## [Provided information]
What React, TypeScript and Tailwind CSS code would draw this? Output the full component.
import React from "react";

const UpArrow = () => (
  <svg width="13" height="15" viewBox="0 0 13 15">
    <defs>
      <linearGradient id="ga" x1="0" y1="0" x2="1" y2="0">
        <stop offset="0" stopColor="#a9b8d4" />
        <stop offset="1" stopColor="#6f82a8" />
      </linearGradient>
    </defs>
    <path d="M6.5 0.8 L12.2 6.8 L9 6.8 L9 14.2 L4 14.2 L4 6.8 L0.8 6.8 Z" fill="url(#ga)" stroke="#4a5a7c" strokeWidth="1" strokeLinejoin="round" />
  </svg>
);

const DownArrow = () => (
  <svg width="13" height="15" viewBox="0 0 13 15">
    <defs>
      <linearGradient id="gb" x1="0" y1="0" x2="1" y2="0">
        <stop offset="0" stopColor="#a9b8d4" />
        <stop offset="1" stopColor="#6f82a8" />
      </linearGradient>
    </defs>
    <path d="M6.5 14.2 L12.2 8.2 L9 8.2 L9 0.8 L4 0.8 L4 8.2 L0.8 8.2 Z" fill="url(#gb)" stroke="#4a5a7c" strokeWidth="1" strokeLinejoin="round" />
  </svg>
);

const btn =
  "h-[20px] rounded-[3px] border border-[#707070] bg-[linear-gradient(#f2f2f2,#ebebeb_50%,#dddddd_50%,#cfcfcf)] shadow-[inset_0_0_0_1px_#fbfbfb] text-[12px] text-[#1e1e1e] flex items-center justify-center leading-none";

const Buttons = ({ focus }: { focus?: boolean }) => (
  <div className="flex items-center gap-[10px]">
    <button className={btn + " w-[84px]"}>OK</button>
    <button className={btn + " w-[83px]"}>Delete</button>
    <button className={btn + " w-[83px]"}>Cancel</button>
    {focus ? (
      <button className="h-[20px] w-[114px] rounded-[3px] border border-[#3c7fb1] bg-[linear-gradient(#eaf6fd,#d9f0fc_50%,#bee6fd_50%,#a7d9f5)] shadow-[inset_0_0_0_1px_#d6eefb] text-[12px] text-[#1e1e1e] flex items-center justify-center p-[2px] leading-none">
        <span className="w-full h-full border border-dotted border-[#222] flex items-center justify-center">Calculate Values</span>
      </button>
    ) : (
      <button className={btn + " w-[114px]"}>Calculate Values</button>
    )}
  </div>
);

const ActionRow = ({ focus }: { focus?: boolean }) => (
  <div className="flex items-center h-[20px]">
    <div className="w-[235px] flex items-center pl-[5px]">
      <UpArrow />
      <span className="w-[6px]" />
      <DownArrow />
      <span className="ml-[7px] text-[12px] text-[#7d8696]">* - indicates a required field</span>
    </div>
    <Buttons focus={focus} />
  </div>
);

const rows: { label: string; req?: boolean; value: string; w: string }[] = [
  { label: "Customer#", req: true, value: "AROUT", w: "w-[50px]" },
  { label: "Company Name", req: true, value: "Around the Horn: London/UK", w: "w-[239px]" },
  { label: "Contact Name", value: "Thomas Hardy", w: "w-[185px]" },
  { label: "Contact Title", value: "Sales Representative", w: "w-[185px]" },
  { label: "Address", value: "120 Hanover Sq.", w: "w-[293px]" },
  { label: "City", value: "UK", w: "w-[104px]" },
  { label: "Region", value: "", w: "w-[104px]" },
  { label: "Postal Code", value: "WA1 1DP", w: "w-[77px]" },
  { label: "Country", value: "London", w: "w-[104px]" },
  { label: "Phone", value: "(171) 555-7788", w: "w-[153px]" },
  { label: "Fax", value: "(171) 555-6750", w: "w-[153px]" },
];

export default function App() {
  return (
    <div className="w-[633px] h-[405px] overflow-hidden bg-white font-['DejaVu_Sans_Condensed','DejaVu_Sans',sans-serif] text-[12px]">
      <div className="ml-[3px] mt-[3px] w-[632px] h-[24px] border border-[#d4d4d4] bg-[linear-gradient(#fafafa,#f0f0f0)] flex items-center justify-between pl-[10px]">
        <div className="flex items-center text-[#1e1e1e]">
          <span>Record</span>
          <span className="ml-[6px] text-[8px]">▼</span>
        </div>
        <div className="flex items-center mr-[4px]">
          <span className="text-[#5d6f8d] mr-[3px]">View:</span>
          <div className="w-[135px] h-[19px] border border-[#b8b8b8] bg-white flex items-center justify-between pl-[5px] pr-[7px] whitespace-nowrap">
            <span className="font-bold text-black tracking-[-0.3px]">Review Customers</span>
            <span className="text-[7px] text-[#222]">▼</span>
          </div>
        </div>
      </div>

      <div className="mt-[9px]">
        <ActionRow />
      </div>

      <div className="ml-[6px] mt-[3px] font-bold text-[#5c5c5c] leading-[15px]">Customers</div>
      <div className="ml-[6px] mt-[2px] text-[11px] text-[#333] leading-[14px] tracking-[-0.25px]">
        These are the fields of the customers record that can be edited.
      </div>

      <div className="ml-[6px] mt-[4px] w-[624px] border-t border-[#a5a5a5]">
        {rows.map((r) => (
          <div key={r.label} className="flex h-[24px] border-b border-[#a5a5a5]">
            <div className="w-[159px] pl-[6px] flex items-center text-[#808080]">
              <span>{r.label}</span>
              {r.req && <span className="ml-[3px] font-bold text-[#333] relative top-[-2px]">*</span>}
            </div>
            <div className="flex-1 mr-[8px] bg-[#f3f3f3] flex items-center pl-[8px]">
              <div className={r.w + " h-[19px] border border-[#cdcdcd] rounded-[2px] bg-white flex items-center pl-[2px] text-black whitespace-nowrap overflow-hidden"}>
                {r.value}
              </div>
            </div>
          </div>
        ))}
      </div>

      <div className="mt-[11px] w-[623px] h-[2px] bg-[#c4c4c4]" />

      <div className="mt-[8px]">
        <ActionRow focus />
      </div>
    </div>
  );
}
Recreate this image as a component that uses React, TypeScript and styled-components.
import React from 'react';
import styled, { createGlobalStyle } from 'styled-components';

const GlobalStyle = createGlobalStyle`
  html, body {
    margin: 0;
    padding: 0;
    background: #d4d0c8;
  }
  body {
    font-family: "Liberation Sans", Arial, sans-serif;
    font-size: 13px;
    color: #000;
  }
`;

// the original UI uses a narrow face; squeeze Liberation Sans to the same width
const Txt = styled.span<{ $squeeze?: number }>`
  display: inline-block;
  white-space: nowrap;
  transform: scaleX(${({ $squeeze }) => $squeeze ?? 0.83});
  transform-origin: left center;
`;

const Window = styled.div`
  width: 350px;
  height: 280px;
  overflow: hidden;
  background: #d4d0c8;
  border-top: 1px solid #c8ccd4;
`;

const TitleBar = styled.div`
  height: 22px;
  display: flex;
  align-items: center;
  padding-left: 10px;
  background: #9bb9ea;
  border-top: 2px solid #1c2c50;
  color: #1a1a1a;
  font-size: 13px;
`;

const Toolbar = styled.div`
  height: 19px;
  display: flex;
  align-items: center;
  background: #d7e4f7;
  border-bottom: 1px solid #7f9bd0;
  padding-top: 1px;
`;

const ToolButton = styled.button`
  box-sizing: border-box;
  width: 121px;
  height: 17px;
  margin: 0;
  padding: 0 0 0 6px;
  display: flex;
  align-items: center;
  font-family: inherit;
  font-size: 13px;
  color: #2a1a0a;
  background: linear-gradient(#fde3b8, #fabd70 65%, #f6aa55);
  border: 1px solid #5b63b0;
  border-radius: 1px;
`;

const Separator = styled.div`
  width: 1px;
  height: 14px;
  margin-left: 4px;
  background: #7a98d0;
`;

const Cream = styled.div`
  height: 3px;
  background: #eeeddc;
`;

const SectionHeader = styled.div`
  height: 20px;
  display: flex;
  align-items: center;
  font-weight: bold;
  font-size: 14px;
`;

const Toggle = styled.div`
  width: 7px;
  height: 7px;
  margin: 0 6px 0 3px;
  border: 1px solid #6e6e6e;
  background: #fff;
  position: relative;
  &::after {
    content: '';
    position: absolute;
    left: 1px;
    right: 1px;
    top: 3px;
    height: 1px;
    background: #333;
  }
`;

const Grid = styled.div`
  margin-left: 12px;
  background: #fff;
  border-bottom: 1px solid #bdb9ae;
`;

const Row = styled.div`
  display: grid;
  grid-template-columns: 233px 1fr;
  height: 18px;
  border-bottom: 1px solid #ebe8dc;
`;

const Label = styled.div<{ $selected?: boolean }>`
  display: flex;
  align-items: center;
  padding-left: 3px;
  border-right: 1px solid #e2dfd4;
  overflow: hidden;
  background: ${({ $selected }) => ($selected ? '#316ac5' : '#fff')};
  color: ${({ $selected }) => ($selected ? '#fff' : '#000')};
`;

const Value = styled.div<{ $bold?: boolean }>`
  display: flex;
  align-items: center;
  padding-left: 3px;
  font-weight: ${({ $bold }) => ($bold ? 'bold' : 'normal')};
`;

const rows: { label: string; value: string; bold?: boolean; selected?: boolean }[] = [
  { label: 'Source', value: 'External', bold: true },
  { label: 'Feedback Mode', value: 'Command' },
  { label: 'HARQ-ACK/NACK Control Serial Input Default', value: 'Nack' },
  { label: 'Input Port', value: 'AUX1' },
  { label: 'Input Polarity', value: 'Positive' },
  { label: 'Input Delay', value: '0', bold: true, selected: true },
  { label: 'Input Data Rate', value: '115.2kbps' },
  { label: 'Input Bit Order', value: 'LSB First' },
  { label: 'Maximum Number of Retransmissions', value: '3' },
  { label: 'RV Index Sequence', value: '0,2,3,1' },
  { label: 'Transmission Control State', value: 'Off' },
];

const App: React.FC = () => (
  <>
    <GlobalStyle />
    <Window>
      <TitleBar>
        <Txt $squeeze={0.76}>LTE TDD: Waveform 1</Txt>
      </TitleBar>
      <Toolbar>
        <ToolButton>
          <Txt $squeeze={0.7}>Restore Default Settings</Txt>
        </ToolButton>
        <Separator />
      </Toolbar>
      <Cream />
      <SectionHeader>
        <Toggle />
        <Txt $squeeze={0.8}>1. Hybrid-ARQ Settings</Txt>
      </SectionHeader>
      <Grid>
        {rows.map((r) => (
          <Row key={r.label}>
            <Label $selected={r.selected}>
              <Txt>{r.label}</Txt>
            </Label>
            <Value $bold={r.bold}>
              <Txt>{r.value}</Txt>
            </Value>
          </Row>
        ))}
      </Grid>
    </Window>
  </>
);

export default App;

## [The task]
Say how many lines in the records hold the string "this", and say nothing else.

## [Response to the exercise]
2